Clark frequently hears from people in urban communities that Channel 41 covers too much inner city crime. "They fear that people will think that all that happens in the urban areas is crime," says Clark. "Most of the feedback is from people who want their community reflected in a positive light, not just that there is crime."
The day of Sherman's funeral, parked cars lined the streets by Williams' little brick church on Troost. A somber crowd milled about on the sidewalk. The tiny chapel was packed, and another room with 200 chairs was crammed full. "Let's stop the violence. It doesn't have to be this way," several teenagers at the podium pleaded. Toward the end of the service, security guards cleared a path in the crowded hallway for mourners to enter the chapel and file by the casket.
"I looked out and saw a lot of hurting people, a lot of angry young folk," says Williams, who recalls one young man in particular who stood before the coffin and whispered, "I'll be next."
"That's what I saw all around the room that day," says Williams, "no hope." But Williams hasn't lost faith in his community.
His church -- which is across the street from one liquor store and a block away from another -- also serves as an outreach center. He offers a program to teach children and adults in the poverty-stricken community how to read. Speakers educate about drugs and AIDS. Williams wants to work with other churches to create jobs for young men who otherwise turn to crime in a desperate attempt to survive and support their families.

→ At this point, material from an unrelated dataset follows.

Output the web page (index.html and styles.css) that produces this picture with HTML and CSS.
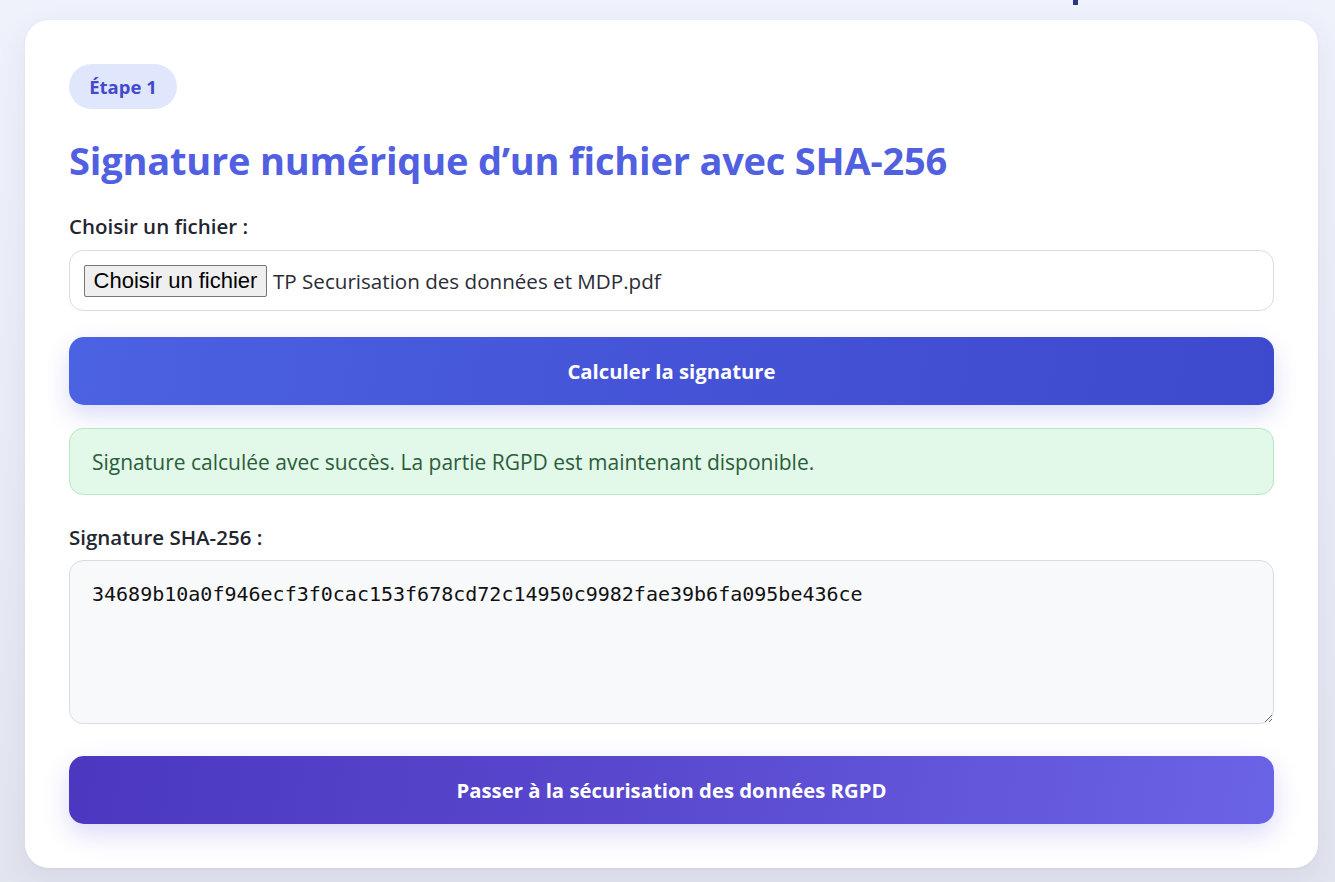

For now, says Williams, his top priority is to find a way to stop the killing that tears apart his community. Inner city violence is not getting covered by local media, says Williams, because people who struggle daily just to survive are considered second-class citizens. That makes him angry, he says, because lives on the east side of town are no less valuable than any others.
"We may not be the most influential people in the city, but we are Homo sapiens," says Williams. "These young men are dying, and they're not coming back."